次に導入です。この話の場合は怪談でよくある「霊感のある友人が~」というパターンではなく、「霊感の無い人でも~」を使うことでより多くの人間が該当するような切り出し方にします。「霊感の無い人」が登場する場合、幽霊と接触してしまう根拠が強引になりがちですが、今回の場合は「水場」と「鏡」に補ってもらいます。

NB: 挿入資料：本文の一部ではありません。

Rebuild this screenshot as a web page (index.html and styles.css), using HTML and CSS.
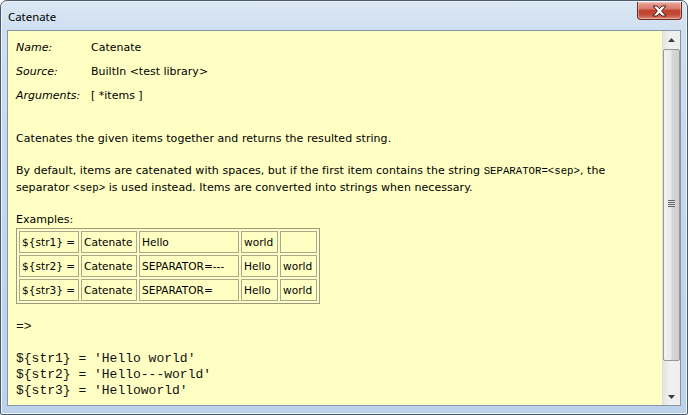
FILE: index.html
```html
<!DOCTYPE html>
<html>
<head>
<meta charset="utf-8">
<link rel="stylesheet" href="styles.css">
</head>
<body>
<div class="window">
  <div class="titlebar">
    <div class="title">Catenate</div>
    <div class="close">
      <svg width="17" height="12" viewBox="0 0 17 12">
        <path d="M2 1 L6 1 L8.5 3.8 L11 1 L15 1 L10.6 6 L15 11 L11 11 L8.5 8.2 L6 11 L2 11 L6.4 6 Z" fill="#fff" stroke="#4a1a14" stroke-width="1" stroke-linejoin="round"/>
      </svg>
    </div>
  </div>
  <div class="client">
    <div class="doc">
      <table class="meta">
        <tr><td class="lbl">Name:</td><td>Catenate</td></tr>
        <tr><td class="lbl">Source:</td><td>BuiltIn &lt;test library&gt;</td></tr>
        <tr><td class="lbl">Arguments:</td><td>[ *items ]</td></tr>
      </table>
      <p class="para first">Catenates the given items together and returns the resulted string.</p>
      <p class="para"><span>By default, items are catenated with spaces, but if the first item contains the string </span><code>SEPARATOR=&lt;sep&gt;</code><span>, the</span><br><span>separator </span><code>&lt;sep&gt;</code><span> is used instead. Items are converted into strings when necessary.</span></p>
      <div class="examples">Examples:</div>
      <table class="ex">
        <tr><td class="w1">${str1} =</td><td class="w2">Catenate</td><td class="w3">Hello</td><td class="w4">world</td><td class="w5"></td></tr>
        <tr><td>${str2} =</td><td>Catenate</td><td>SEPARATOR=---</td><td>Hello</td><td>world</td></tr>
        <tr><td>${str3} =</td><td>Catenate</td><td>SEPARATOR=</td><td>Hello</td><td>world</td></tr>
      </table>
<pre class="result">=&gt;

${str1} = 'Hello world'
${str2} = 'Hello---world'
${str3} = 'Helloworld'</pre>
    </div>
    <div class="scrollbar">
      <div class="arrow up"><svg width="7" height="4" viewBox="0 0 7 4"><path d="M0 4 L3.5 0 L7 4 Z" fill="#3c3c3c"/></svg></div>
      <div class="thumb"><div class="grip"></div></div>
      <div class="track"></div>
      <div class="arrow down"><svg width="7" height="4" viewBox="0 0 7 4"><path d="M0 0 L7 0 L3.5 4 Z" fill="#3c3c3c"/></svg></div>
    </div>
  </div>
</div>
</body>
</html>
```
FILE: styles.css
```css
html, body {
  margin: 0;
  padding: 0;
  background: #ffffff;
}
.window {
  width: 688px;
  height: 415px;
  box-sizing: border-box;
  border: 1px solid #4b5a6b;
  border-radius: 7px 7px 2px 2px;
  background: linear-gradient(to bottom, #dbe7f4 0px, #cfdff0 30px, #c3d7ee 200px, #bcd2eb 415px);
  display: flex;
  flex-direction: column;
  overflow: hidden;
  box-shadow: inset 0 0 0 1px #eef4fb;
}
.titlebar {
  height: 29px;
  flex: none;
  display: flex;
  justify-content: space-between;
  align-items: flex-start;
  padding: 0 5px 0 7px;
}
.title {
  font-family: "Noto Sans", "DejaVu Sans", sans-serif;
  font-size: 11.4px;
  color: #000;
  padding-top: 8px;
  line-height: 16px;
}
.close {
  width: 45px;
  height: 18px;
  margin-top: 1px;
  box-sizing: border-box;
  border: 1px solid #6e2b22;
  border-top: none;
  border-radius: 0 0 4px 4px;
  background: linear-gradient(to bottom, #e9a99c 0%, #d7786a 40%, #c0432f 50%, #c34a36 75%, #db8a73 100%);
  display: flex;
  align-items: center;
  justify-content: center;
  box-shadow: inset 0 0 0 1px rgba(255,255,255,0.35);
}
.client {
  flex: 1;
  margin: 0 6px 8px 6px;
  border: 1px solid #8596ab;
  display: flex;
  min-height: 0;
  background: #ffffc4;
}
.doc {
  flex: 1;
  padding: 5px 8px 0 8px;
  font-family: "DejaVu Sans", sans-serif;
  font-size: 11px;
  color: #000;
  overflow: hidden;
}
.meta {
  border-collapse: collapse;
}
.meta td {
  padding: 5px 0;
  line-height: 14px;
  white-space: nowrap;
}
.meta .lbl {
  font-style: italic;
  width: 75px;
}
.para {
  margin: 0;
  line-height: 17px;
  letter-spacing: 0.05px;
}
.para.first {
  margin-top: 22px;
  margin-bottom: 15px;
}
code {
  font-family: "Liberation Mono", monospace;
  font-size: 10.7px;
  line-height: 1;
  letter-spacing: 0;
}
.examples {
  margin-top: 16px;
  line-height: 16px;
}
.ex {
  border: 1px solid #9a9a80;
  border-spacing: 2px;
}
.ex td {
  border: 1px solid #a8a890;
  padding: 3px 2px;
  font-size: 10.6px;
  line-height: 14px;
  white-space: nowrap;
  box-sizing: border-box;
}
.ex .w1 { width: 60px; }
.ex .w2 { width: 56px; }
.ex .w3 { width: 100px; }
.ex .w4 { width: 37px; }
.ex .w5 { width: 37px; }
.result {
  margin: 15px 0 0 0;
  font-family: "Liberation Mono", monospace;
  font-size: 13px;
  line-height: 16px;
  color: #111;
}
.scrollbar {
  width: 17px;
  flex: none;
  display: flex;
  flex-direction: column;
  background: linear-gradient(to right, #e3e3e3, #f1f1f1 40%, #eeeeee);
  border-left: 1px solid #e0e0e0;
}
.arrow {
  height: 17px;
  flex: none;
  display: flex;
  align-items: center;
  justify-content: center;
}
.thumb {
  height: 312px;
  flex: none;
  margin: 1px 0 0 0;
  box-sizing: border-box;
  border: 1px solid #979797;
  border-radius: 2px;
  background: linear-gradient(to right, #f3f3f3 0%, #e9e9e9 45%, #d6d6d6 55%, #cfcfcf 100%);
  display: flex;
  align-items: center;
  justify-content: center;
}
.grip {
  width: 7px;
  height: 7px;
  background: repeating-linear-gradient(to bottom, #606060 0px, #606060 1px, #e8e8e8 1px, #e8e8e8 2px);
  margin-top: -4px;
}
.track {
  flex: 1;
}
```
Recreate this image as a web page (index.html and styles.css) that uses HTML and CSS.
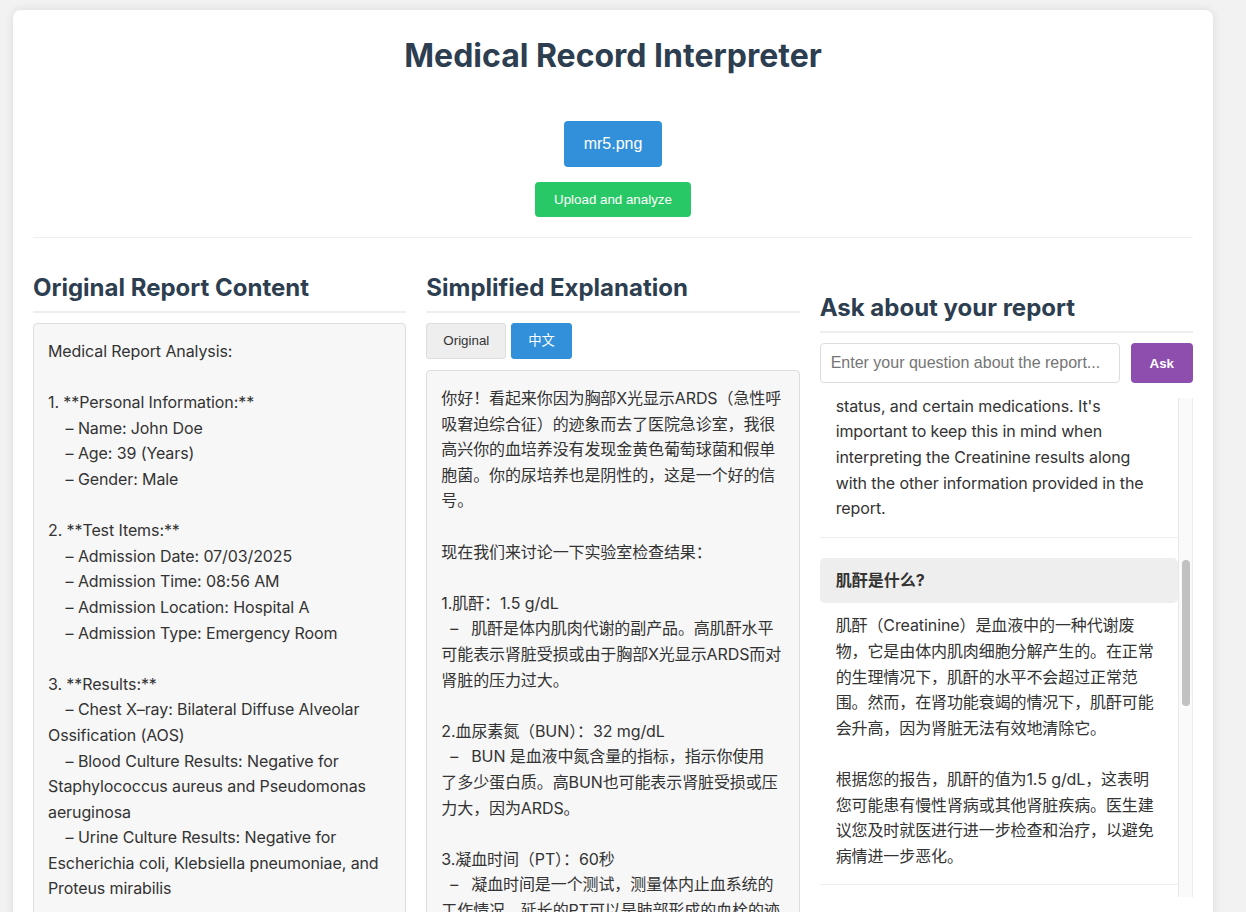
FILE: index.html
```html
<!DOCTYPE html>
<html lang="en">
<head>
<meta charset="utf-8">
<title>Medical Record Interpreter</title>
<link rel="stylesheet" href="styles.css">
</head>
<body>
<div class="container">
  <header class="header">
    <h1 class="title">Medical Record Interpreter</h1>
    <div class="upload">
      <label class="file-btn">mr5.png</label>
      <button class="analyze-btn">Upload and analyze</button>
    </div>
  </header>

  <main class="columns">
    <section class="col">
      <h2 class="col-title">Original Report Content</h2>
      <div class="panel">Medical Report Analysis:

1. **Personal Information:**
    – Name: John Doe
    – Age: 39 (Years)
    – Gender: Male

2. **Test Items:**
    – Admission Date: 07/03/2025
    – Admission Time: 08:56 AM
    – Admission Location: Hospital A
    – Admission Type: Emergency Room

3. **Results:**
    – Chest X–ray: Bilateral Diffuse Alveolar Ossification (AOS)
    – Blood Culture Results: Negative for Staphylococcus aureus and Pseudomonas aeruginosa
    – Urine Culture Results: Negative for Escherichia coli, Klebsiella pneumoniae, and Proteus mirabilis

4. **Laboratory Tests:**
    – Creatinine: 1.5 g/dL
    – Blood Urea Nitrogen (BUN): 32 mg/dL
    – Prothrombin Time (PT): 60 seconds</div>
    </section>

    <section class="col">
      <h2 class="col-title">Simplified Explanation</h2>
      <div class="tabs">
        <button class="tab">Original</button>
        <button class="tab active">中文</button>
      </div>
      <div class="panel panel-cn">你好！看起来你因为胸部X光显示ARDS（急性呼
吸窘迫综合征）的迹象而去了医院急诊室，我很
高兴你的血培养没有发现金黄色葡萄球菌和假单
胞菌。你的尿培养也是阴性的，这是一个好的信
号。

现在我们来讨论一下实验室检查结果：

1.肌酐：1.5 g/dL
  –   肌酐是体内肌肉代谢的副产品。高肌酐水平
可能表示肾脏受损或由于胸部X光显示ARDS而对
肾脏的压力过大。

2.血尿素氮（BUN）：32 mg/dL
  –   BUN 是血液中氮含量的指标，指示你使用
了多少蛋白质。高BUN也可能表示肾脏受损或压
力大，因为ARDS。

3.凝血时间（PT）：60秒
  –   凝血时间是一个测试，测量体内止血系统的
工作情况。延长的PT可以是肺部形成的血栓的迹
象。</div>
    </section>

    <section class="col col-ask">
      <h2 class="col-title">Ask about your report</h2>
      <div class="ask-row">
        <input class="ask-input" type="text" placeholder="Enter your question about the report...">
        <button class="ask-btn">Ask</button>
      </div>
      <div class="chat">
        <div class="chat-scroll" id="chat">
          <div class="msg">
            <div class="q">What is the normal range for Creatinine?</div>
            <div class="a">The normal range for Creatinine in adult males is typically about 0.7 to 1.3 mg/dL, and for adult females about 0.6 to 1.1 mg/dL. Ranges can vary slightly between laboratories, so always compare your result with the reference range printed on your report.</div>
          </div>
          <div class="msg">
            <div class="q">What is Creatinine?</div>
            <div class="a">Creatinine is a waste product made by your muscles. It is filtered out of the blood by the kidneys and removed in the urine, so its level is used to check how well the kidneys are working.

A higher than normal level may suggest that the kidneys are not filtering the blood as well as they should. Creatinine can also be affected by muscle mass, age, sex, hydration
<span id="anchor">status,</span> and certain medications. It's important to keep this in mind when interpreting the Creatinine results along with the other information provided in the report.</div>
          </div>
          <div class="msg">
            <div class="q">肌酐是什么?</div>
            <div class="a">肌酐（Creatinine）是血液中的一种代谢废物，它是由体内肌肉细胞分解产生的。在正常的生理情况下，肌酐的水平不会超过正常范围。然而，在肾功能衰竭的情况下，肌酐可能会升高，因为肾脏无法有效地清除它。

根据您的报告，肌酐的值为1.5 g/dL，这表明您可能患有慢性肾病或其他肾脏疾病。医生建议您及时就医进行进一步检查和治疗，以避免病情进一步恶化。</div>
          </div>
          <div class="msg">
            <div class="q">BUN偏高意味着什么？</div>
            <div class="a">血尿素氮（BUN）是蛋白质代谢后产生的废物，主要通过肾脏排出体外。BUN偏高可能说明肾脏的过滤功能下降，也可能与脱水、高蛋白饮食或消化道出血有关。

您的BUN为32 mg/dL，略高于正常范围。建议结合肌酐等其他指标一起评估，并遵医嘱复查。</div>
          </div>
          <div class="msg">
            <div class="q">凝血时间60秒正常吗？</div>
            <div class="a">凝血酶原时间（PT）的正常范围通常在11到13.5秒之间。60秒明显延长，说明血液凝固所需的时间比正常情况长很多，可能与肝功能异常、维生素K缺乏或服用抗凝药物有关。请尽快与医生沟通。</div>
          </div>
        </div>
        <div class="chat-track"><div class="chat-thumb"></div></div>
      </div>
    </section>
  </main>
</div>
<script src="script.js"></script>
</body>
</html>
```

FILE: styles.css
```css
html {
  scrollbar-width: none;
}
html::-webkit-scrollbar {
  display: none;
}
body {
  margin: 0;
  padding: 10px 13px;
  background: #f2f2f2;
  font-family: Inter, "Noto Sans CJK SC", sans-serif;
  color: #333;
}
.container {
  width: 1200px;
  box-sizing: border-box;
  background: #fff;
  border-radius: 8px;
  box-shadow: 0 0 10px rgba(0, 0, 0, 0.1);
  padding: 20px;
}
.header {
  text-align: center;
  padding-bottom: 20px;
  border-bottom: 1px solid #eee;
}
.title {
  margin: 8px 0 47px;
  font-family: Inter, sans-serif;
  font-size: 32px;
  line-height: 36px;
  font-weight: bold;
  color: #2c3e50;
}
.upload {
  display: flex;
  flex-direction: column;
  align-items: center;
  gap: 15px;
}
.file-btn {
  display: block;
  background: #3190d9;
  color: #fff;
  font-family: "Liberation Sans", Arial, sans-serif;
  font-size: 16px;
  line-height: 18px;
  padding: 14px 20px;
  border-radius: 4px;
}
.analyze-btn {
  background: #29c866;
  color: #fff;
  font-family: "Liberation Sans", Arial, sans-serif;
  font-size: 13.33px;
  line-height: 15px;
  padding: 10px 19px;
  border: none;
  border-radius: 4px;
}
.columns {
  display: grid;
  grid-template-columns: repeat(3, 1fr);
  gap: 20px;
  margin-top: 36px;
}
.col {
  min-width: 0;
}
.col-ask {
  padding-top: 20px;
}
.col-title {
  margin: 0 0 10px;
  font-family: Inter, sans-serif;
  font-size: 24px;
  line-height: 27px;
  font-weight: bold;
  color: #2c3e50;
  padding-bottom: 10px;
  border-bottom: 2px solid #eee;
}
.panel {
  background: #f7f7f7;
  border: 1px solid #ddd;
  border-radius: 4px;
  padding: 15px 10px 15px 14px;
  font-size: 16px;
  line-height: 1.6;
  letter-spacing: -0.1px;
  white-space: pre-wrap;
  color: #333;
}
.tabs {
  display: flex;
  gap: 5px;
  margin-bottom: 11px;
}
.tab {
  font-family: "Liberation Sans", Arial, sans-serif;
  font-size: 13.33px;
  line-height: 16px;
  padding: 9px 16px;
  border: 1px solid #ddd;
  background: #eee;
  color: #333;
  border-radius: 3px;
}
.tab.active {
  background: #3190d9;
  border-color: #3190d9;
  color: #fff;
  font-family: "Liberation Sans", "Noto Sans CJK SC", sans-serif;
}
.ask-row {
  display: flex;
  gap: 11px;
  margin-bottom: 15px;
}
.ask-input {
  flex: 1;
  min-width: 0;
  height: 40px;
  box-sizing: border-box;
  padding: 0 10px;
  border: 1px solid #ddd;
  border-radius: 4px;
  font-family: "Liberation Sans", Arial, sans-serif;
  font-size: 16px;
  color: #333;
}
.ask-input::placeholder {
  color: #757575;
}
.ask-btn {
  height: 40px;
  padding: 0 19px;
  background: #8e4ead;
  color: #fff;
  border: none;
  border-radius: 4px;
  font-family: "Liberation Sans", Arial, sans-serif;
  font-size: 13.33px;
  font-weight: bold;
}
.chat {
  display: flex;
  height: 499px;
}
.chat-scroll {
  flex: 1;
  min-width: 0;
  overflow: hidden;
}
.chat-track {
  flex: 0 0 15px;
  box-sizing: border-box;
  background: #fafafa;
  border-left: 1px solid #e8e8e8;
  border-right: 1px solid #ececec;
  padding-top: 162px;
}
.chat-thumb {
  width: 8px;
  height: 146px;
  margin-left: 3px;
  background: #c1c1c1;
  border-radius: 4px;
}
.msg {
  border-bottom: 1px solid #eee;
  margin-bottom: 20px;
}
.q {
  background: #eee;
  border-radius: 5px;
  padding: 10px 16px;
  font-size: 16px;
  line-height: 25.6px;
  font-weight: bold;
  color: #333;
}
.a {
  padding: 10px 16px 15px;
  font-size: 16px;
  line-height: 1.6;
  letter-spacing: -0.1px;
  white-space: pre-wrap;
  color: #333;
}
```

FILE: script.js
```js
(function () {
  function align() {
    var chat = document.getElementById('chat');
    var anchor = document.getElementById('anchor');
    if (!chat || !anchor) return;
    var d = anchor.getBoundingClientRect().top - chat.getBoundingClientRect().top;
    chat.scrollTop += d + 2;
  }
  align();
  window.addEventListener('load', align);
})();
```
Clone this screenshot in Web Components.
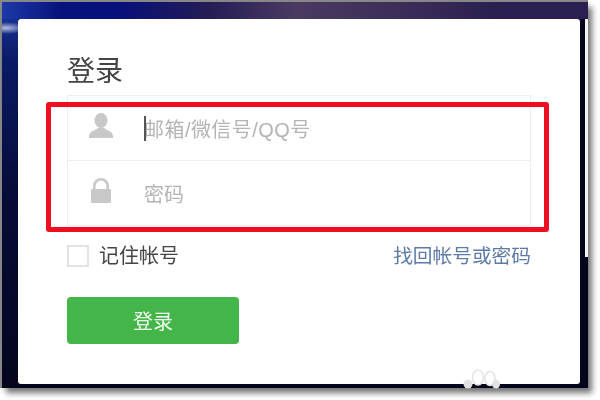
<!DOCTYPE html>
<html lang="zh">
<head>
<meta charset="utf-8">
<title>登录</title>
<style>
  html, body { margin: 0; height: 100%; background: #fff; overflow: hidden; }
  body { font-family: "Liberation Sans", "Noto Sans CJK SC", sans-serif; }
</style>
</head>
<body>
<shot-frame>
  <login-card heading="登录">
    <login-field icon="user" placeholder="邮箱/微信号/QQ号" focused></login-field>
    <login-field icon="lock" placeholder="密码"></login-field>
    <login-options slot="after"></login-options>
    <login-button slot="after">登录</login-button>
  </login-card>
</shot-frame>

<script>
class ShotFrame extends HTMLElement {
  connectedCallback() {
    this.attachShadow({ mode: 'open' });
    this.shadowRoot.innerHTML = `
      <style>
        :host {
          display: block;
          width: 598px;
          height: 398px;
          padding: 2px 0 0 2px;
          background: #fff;
          box-sizing: border-box;
          position: relative;
        }
        .rim {
          position: absolute;
          inset: 0 10px 10px 0;
          background: #8a8a8a;
        }
        .frame {
          position: relative;
          width: 586px;
          height: 386px;
          padding: 17px 8px 4px 16px;
          box-sizing: border-box;
          background:
            radial-gradient(ellipse 22px 6px at 4px 26px, rgba(215,225,245,.8), transparent 100%),
            linear-gradient(90deg, #1c3aa8 0, #07127c 10%, #07107a 20%, #241c55 35%, #4a3a62 50%, #3a2c58 70%, #2a1f50 85%, #2a1f50 100%) 0 0 / 100% 17px no-repeat,
            linear-gradient(180deg, #1a3aa0 0, #0a1a66 15%, #060c38 50%, #05051c 100%) 0 0 / 16px 100% no-repeat,
            #05051c;
          box-shadow: 4px 5px 6px rgba(0,0,0,.55);
        }
        .bar {
          position: absolute;
          left: 583px;
          top: 17px;
          width: 3px;
          height: 238px;
          background: #f4f4f6;
        }
      </style>
      <div class="rim"></div>
      <div class="frame">
        <slot></slot>
        <div class="bar"></div>
      </div>
    `;
  }
}

class LoginCard extends HTMLElement {
  connectedCallback() {
    this.attachShadow({ mode: 'open' });
    this.shadowRoot.innerHTML = `
      <style>
        :host {
          display: block;
          position: relative;
          width: 562px;
          height: 365px;
          padding: 31px 49px 0;
          box-sizing: border-box;
          background: #fff;
          border-radius: 3px;
          filter: blur(.6px);
        }
        h1 {
          margin: 0 0 2px;
          font-size: 28px;
          line-height: 43px;
          font-weight: 400;
          color: #444;
        }
        .group {
          width: 464px;
          height: 131px;
          box-sizing: border-box;
          border: 1px solid #eceef2;
          border-bottom: 0;
          display: grid;
          grid-template-rows: 65px 65px;
        }
        .mark {
          position: absolute;
          left: 28px;
          top: 83px;
          width: 503px;
          height: 130px;
          box-sizing: border-box;
          border: 5px solid #ee1022;
          border-radius: 3px;
        }
        .paw {
          position: absolute;
          left: 444px;
          top: 350px;
        }
      </style>
      <h1></h1>
      <div class="group"><slot></slot></div>
      <slot name="after"></slot>
      <div class="mark"></div>
      <svg class="paw" width="40" height="20" viewBox="0 0 40 20" fill="none">
        <ellipse cx="6" cy="15" rx="4.500" ry="4.500" fill="#e2e2e2"/>
        <ellipse cx="16" cy="8.500" rx="5.500" ry="7.500" fill="#fff" stroke="#e4e4e4" stroke-width="1.500"/>
        <ellipse cx="28" cy="9.500" rx="5" ry="7" fill="#fff" stroke="#e4e4e4" stroke-width="1.500"/>
        <ellipse cx="34" cy="15" rx="4" ry="4.500" fill="#e2e2e2"/>
      </svg>
    `;
    this.shadowRoot.querySelector('h1').textContent = this.getAttribute('heading');
  }
}

class LoginField extends HTMLElement {
  connectedCallback() {
    this.attachShadow({ mode: 'open' });
    const icons = {
      user: `<svg width="24" height="25" viewBox="0 0 24 25"><ellipse cx="12" cy="7.500" rx="6.500" ry="7.500" fill="#c8c8c8"/><path d="M0 25v-2c0-3 3-5 6-6l3-2h6l3 2c3 1 6 3 6 6v2z" fill="#c8c8c8"/></svg>`,
      lock: `<svg width="20" height="25" viewBox="0 0 20 25"><path d="M3.300 11V8a6.700 6.700 0 0 1 13.400 0v3" fill="none" stroke="#c8c8c8" stroke-width="2.600"/><rect y="11" width="20" height="14" rx="1" fill="#c8c8c8"/></svg>`
    };
    this.shadowRoot.innerHTML = `
      <style>
        :host {
          display: grid;
          grid-template-columns: 76px 1fr;
          align-items: center;
          border-bottom: 1px solid #eceef2;
          position: relative;
        }
        :host(:last-child) { border-bottom: 0; }
        .icon { width: 66px; display: flex; justify-content: center; padding-bottom: 6px; }
        .icon svg { display: block; }
        .text {
          font-size: 20px;
          line-height: 28px;
          color: #b4b4b4;
          position: relative;
          padding-top: 4px;
        }
        .wide { letter-spacing: .45px; }
        .caret {
          position: absolute;
          left: 0;
          top: 4px;
          width: 2px;
          height: 25px;
          background: #555;
        }
      </style>
      <div class="icon">${icons[this.getAttribute('icon')]}</div>
      <div class="text ${this.hasAttribute('focused') ? 'wide' : ''}">${this.getAttribute('placeholder')}${this.hasAttribute('focused') ? '<span class="caret"></span>' : ''}</div>
    `;
  }
}

class LoginOptions extends HTMLElement {
  connectedCallback() {
    this.attachShadow({ mode: 'open' });
    this.shadowRoot.innerHTML = `
      <style>
        :host {
          display: flex;
          width: 464px;
          height: 22px;
          margin-top: 19px;
          align-items: center;
          justify-content: space-between;
          font-size: 20px;
          line-height: 22px;
        }
        label { display: flex; align-items: center; gap: 10px; color: #444; }
        .box {
          width: 22px;
          height: 22px;
          box-sizing: border-box;
          border: 2px solid #e2e2e4;
          background: #fff;
        }
        a { color: #5e7ba8; text-decoration: none; font-size: 19.700px; }
      </style>
      <label><span class="box"></span>记住帐号</label>
      <a href="#">找回帐号或密码</a>
    `;
  }
}

class LoginButton extends HTMLElement {
  connectedCallback() {
    this.attachShadow({ mode: 'open' });
    this.shadowRoot.innerHTML = `
      <style>
        :host {
          display: flex;
          width: 172px;
          height: 47px;
          margin-top: 30px;
          align-items: center;
          justify-content: center;
          background: #44b549;
          border-radius: 4px;
          color: #f0fbf0;
          font-size: 20px;
        }
      </style>
      <slot></slot>
    `;
  }
}

customElements.define('shot-frame', ShotFrame);
customElements.define('login-card', LoginCard);
customElements.define('login-field', LoginField);
customElements.define('login-options', LoginOptions);
customElements.define('login-button', LoginButton);
</script>
</body>
</html>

また、この部分に入れた「リンスの視線」について、何度か怖い話を人に語ったことのある方は経験済みかと思いますが、話している最中にツッコミどころ・ボケどころがあると雰囲気に水を差して割り込みたくなる人間が現れることがあります。今回の話は高確率で「リンスの視線」が割って入ってきますので、あえてこちらから話すことで牽制しておくと進行がスムーズになります。当然、省いても構いません。

裏付け

妙な気配がする理由の裏付けを行うパートです。このパートに説得力をもたせて話せるか否かで話全体への納得度が大きく変わります。「たしか~」や「だったような」など曖昧な表現は避け、「~なんです」と断定的に語っていきましょう。「水場」と「鏡」について、もし余力がある方は前提・豆知識で取り上げたそれぞれについての逸話を「例えば水場って~、鏡にはこんな話が~」として付け足せると尚良いでしょう。

本題

今までは「風呂場がいかに不穏な構造か」ついて、ここからがその「風呂場とかごめかごめのリンク」部分になります。相手に話の重要部分に差し掛かったことを意識させましょう。

詳細

この話のメリットは「かごめかごめ」そのものが、こちらから何も加えなくても十分に不気味であり逸話塗れの童謡であるという部分にあります。ですから、前半部分で「風呂場への気味悪さ」を印象付けることに成功していれば、あとは「かごめかごめ」の歌や遊び方を明確に想起してもらうだけで十分に恐怖が伝わります。童謡の紹介をするパートでは、少し小さい声でゆっくりと最初の部分「か~ご~め、か~ご~め、、」を歌ってみることをおすすめします。聴者がしっかりと食いついていて進行に支障をきたさないのであればフルコーラス歌っても構いません。それほどに奇妙な歌なのです。歌に込められた逸話についても調べてみると良いでしょう。

オチ

いよいよオチのパートです。無防備な自分に対して、「かごめかごめ」に釣られて集まってくる幽霊達。この時点でこの話の不気味さはかなり伝わっていますが、場合によっては風呂場にいる自分を俯瞰で見たようなイメージが湧いている方もいるかもしれません。風呂場でぽつんと座り込んでいる他人に対してすぅっと半透明の霊が集まってくる図を少し上から見ているような。これではせっかくの怪談も他人事になってしまいます。ですから「風呂場の大きな鏡に、自分とその背後に立つ幽霊が映っていた」というシーンをしっかり想像させましょう。霊の群がる俯瞰図→霊が見えてしまった自分の視界に切り替えさせるイメージです。話の最後に「絶対やるなと言われると逆に試してみたくなる」カリギュラ効果を引き出す一言も忘れずに。